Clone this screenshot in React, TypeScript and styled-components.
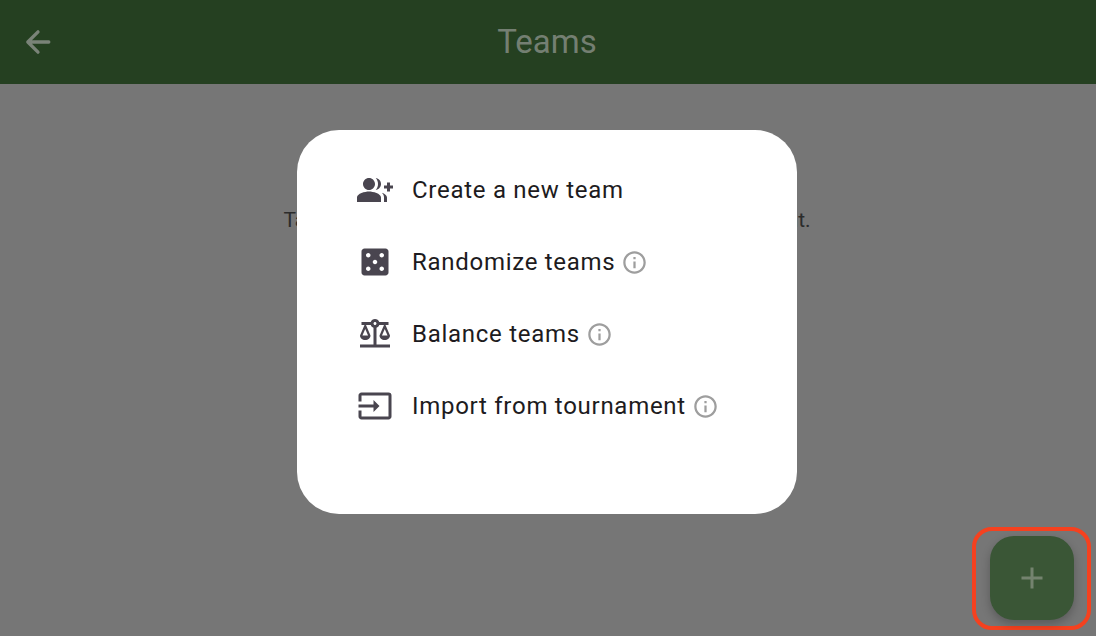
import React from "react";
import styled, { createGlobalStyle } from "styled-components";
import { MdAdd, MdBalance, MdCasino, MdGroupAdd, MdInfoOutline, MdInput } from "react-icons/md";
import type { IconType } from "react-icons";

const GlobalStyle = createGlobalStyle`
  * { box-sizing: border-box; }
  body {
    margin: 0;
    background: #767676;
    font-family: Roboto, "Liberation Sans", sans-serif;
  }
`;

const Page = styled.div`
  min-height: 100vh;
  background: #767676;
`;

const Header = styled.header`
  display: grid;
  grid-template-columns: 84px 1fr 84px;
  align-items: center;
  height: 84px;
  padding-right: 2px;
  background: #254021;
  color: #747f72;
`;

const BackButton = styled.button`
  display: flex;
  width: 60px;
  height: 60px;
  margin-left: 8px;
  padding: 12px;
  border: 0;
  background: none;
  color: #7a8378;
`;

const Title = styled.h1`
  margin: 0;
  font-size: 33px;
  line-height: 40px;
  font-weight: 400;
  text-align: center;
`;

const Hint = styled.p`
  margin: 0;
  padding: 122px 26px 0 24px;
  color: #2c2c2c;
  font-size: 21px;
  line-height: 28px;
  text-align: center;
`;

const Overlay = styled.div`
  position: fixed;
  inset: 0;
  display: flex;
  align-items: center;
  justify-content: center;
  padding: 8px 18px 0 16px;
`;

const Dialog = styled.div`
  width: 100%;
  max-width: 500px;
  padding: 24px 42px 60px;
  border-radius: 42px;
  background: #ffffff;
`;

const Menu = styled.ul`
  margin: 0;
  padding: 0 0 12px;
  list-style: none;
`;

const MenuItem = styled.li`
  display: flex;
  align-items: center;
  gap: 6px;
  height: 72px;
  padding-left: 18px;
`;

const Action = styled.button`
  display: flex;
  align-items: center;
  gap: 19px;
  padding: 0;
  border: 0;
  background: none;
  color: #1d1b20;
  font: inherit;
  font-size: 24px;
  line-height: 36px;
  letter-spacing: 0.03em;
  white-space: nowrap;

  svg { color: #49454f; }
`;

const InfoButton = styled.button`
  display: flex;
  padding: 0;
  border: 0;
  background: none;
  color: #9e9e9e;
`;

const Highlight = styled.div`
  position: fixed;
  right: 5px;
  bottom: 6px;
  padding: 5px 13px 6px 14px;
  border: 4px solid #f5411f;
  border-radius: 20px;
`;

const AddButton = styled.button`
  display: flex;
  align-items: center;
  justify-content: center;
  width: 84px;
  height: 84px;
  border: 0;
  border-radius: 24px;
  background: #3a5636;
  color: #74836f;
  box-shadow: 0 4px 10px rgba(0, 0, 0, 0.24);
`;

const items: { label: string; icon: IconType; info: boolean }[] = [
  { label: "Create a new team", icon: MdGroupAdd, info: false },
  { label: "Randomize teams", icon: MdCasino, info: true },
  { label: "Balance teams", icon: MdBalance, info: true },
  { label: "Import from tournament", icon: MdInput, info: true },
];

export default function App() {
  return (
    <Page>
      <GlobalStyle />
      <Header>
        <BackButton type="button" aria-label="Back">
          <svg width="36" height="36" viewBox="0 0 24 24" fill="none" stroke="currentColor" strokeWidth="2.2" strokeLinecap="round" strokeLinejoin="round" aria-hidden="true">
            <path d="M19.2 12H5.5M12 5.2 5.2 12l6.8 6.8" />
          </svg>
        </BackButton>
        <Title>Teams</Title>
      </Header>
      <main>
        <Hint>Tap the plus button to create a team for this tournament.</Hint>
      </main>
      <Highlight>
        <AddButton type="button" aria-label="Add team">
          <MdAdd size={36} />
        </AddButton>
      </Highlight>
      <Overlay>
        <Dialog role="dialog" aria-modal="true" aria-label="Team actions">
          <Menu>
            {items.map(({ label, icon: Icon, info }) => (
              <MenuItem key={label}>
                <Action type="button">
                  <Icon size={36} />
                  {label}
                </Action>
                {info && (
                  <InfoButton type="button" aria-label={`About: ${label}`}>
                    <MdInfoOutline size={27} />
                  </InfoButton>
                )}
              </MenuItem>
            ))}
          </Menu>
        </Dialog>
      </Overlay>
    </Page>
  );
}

:::::

WHAT YOU NEED TO DO – Retype the whole listing exactly and leave the pictures out.

RESULT OF THE EXERCISE –
Clone this screenshot in React, TypeScript and styled-components.
import React from "react";
import styled, { createGlobalStyle } from "styled-components";
import { MdAdd, MdBalance, MdCasino, MdGroupAdd, MdInfoOutline, MdInput } from "react-icons/md";
import type { IconType } from "react-icons";

const GlobalStyle = createGlobalStyle`
  * { box-sizing: border-box; }
  body {
    margin: 0;
    background: #767676;
    font-family: Roboto, "Liberation Sans", sans-serif;
  }
`;

const Page = styled.div`
  min-height: 100vh;
  background: #767676;
`;

const Header = styled.header`
  display: grid;
  grid-template-columns: 84px 1fr 84px;
  align-items: center;
  height: 84px;
  padding-right: 2px;
  background: #254021;
  color: #747f72;
`;

const BackButton = styled.button`
  display: flex;
  width: 60px;
  height: 60px;
  margin-left: 8px;
  padding: 12px;
  border: 0;
  background: none;
  color: #7a8378;
`;

const Title = styled.h1`
  margin: 0;
  font-size: 33px;
  line-height: 40px;
  font-weight: 400;
  text-align: center;
`;

const Hint = styled.p`
  margin: 0;
  padding: 122px 26px 0 24px;
  color: #2c2c2c;
  font-size: 21px;
  line-height: 28px;
  text-align: center;
`;

const Overlay = styled.div`
  position: fixed;
  inset: 0;
  display: flex;
  align-items: center;
  justify-content: center;
  padding: 8px 18px 0 16px;
`;

const Dialog = styled.div`
  width: 100%;
  max-width: 500px;
  padding: 24px 42px 60px;
  border-radius: 42px;
  background: #ffffff;
`;

const Menu = styled.ul`
  margin: 0;
  padding: 0 0 12px;
  list-style: none;
`;

const MenuItem = styled.li`
  display: flex;
  align-items: center;
  gap: 6px;
  height: 72px;
  padding-left: 18px;
`;

const Action = styled.button`
  display: flex;
  align-items: center;
  gap: 19px;
  padding: 0;
  border: 0;
  background: none;
  color: #1d1b20;
  font: inherit;
  font-size: 24px;
  line-height: 36px;
  letter-spacing: 0.03em;
  white-space: nowrap;

  svg { color: #49454f; }
`;

const InfoButton = styled.button`
  display: flex;
  padding: 0;
  border: 0;
  background: none;
  color: #9e9e9e;
`;

const Highlight = styled.div`
  position: fixed;
  right: 5px;
  bottom: 6px;
  padding: 5px 13px 6px 14px;
  border: 4px solid #f5411f;
  border-radius: 20px;
`;

const AddButton = styled.button`
  display: flex;
  align-items: center;
  justify-content: center;
  width: 84px;
  height: 84px;
  border: 0;
  border-radius: 24px;
  background: #3a5636;
  color: #74836f;
  box-shadow: 0 4px 10px rgba(0, 0, 0, 0.24);
`;

const items: { label: string; icon: IconType; info: boolean }[] = [
  { label: "Create a new team", icon: MdGroupAdd, info: false },
  { label: "Randomize teams", icon: MdCasino, info: true },
  { label: "Balance teams", icon: MdBalance, info: true },
  { label: "Import from tournament", icon: MdInput, info: true },
];

export default function App() {
  return (
    <Page>
      <GlobalStyle />
      <Header>
        <BackButton type="button" aria-label="Back">
          <svg width="36" height="36" viewBox="0 0 24 24" fill="none" stroke="currentColor" strokeWidth="2.2" strokeLinecap="round" strokeLinejoin="round" aria-hidden="true">
            <path d="M19.2 12H5.5M12 5.2 5.2 12l6.8 6.8" />
          </svg>
        </BackButton>
        <Title>Teams</Title>
      </Header>
      <main>
        <Hint>Tap the plus button to create a team for this tournament.</Hint>
      </main>
      <Highlight>
        <AddButton type="button" aria-label="Add team">
          <MdAdd size={36} />
        </AddButton>
      </Highlight>
      <Overlay>
        <Dialog role="dialog" aria-modal="true" aria-label="Team actions">
          <Menu>
            {items.map(({ label, icon: Icon, info }) => (
              <MenuItem key={label}>
                <Action type="button">
                  <Icon size={36} />
                  {label}
                </Action>
                {info && (
                  <InfoButton type="button" aria-label={`About: ${label}`}>
                    <MdInfoOutline size={27} />
                  </InfoButton>
                )}
              </MenuItem>
            ))}
          </Menu>
        </Dialog>
      </Overlay>
    </Page>
  );
}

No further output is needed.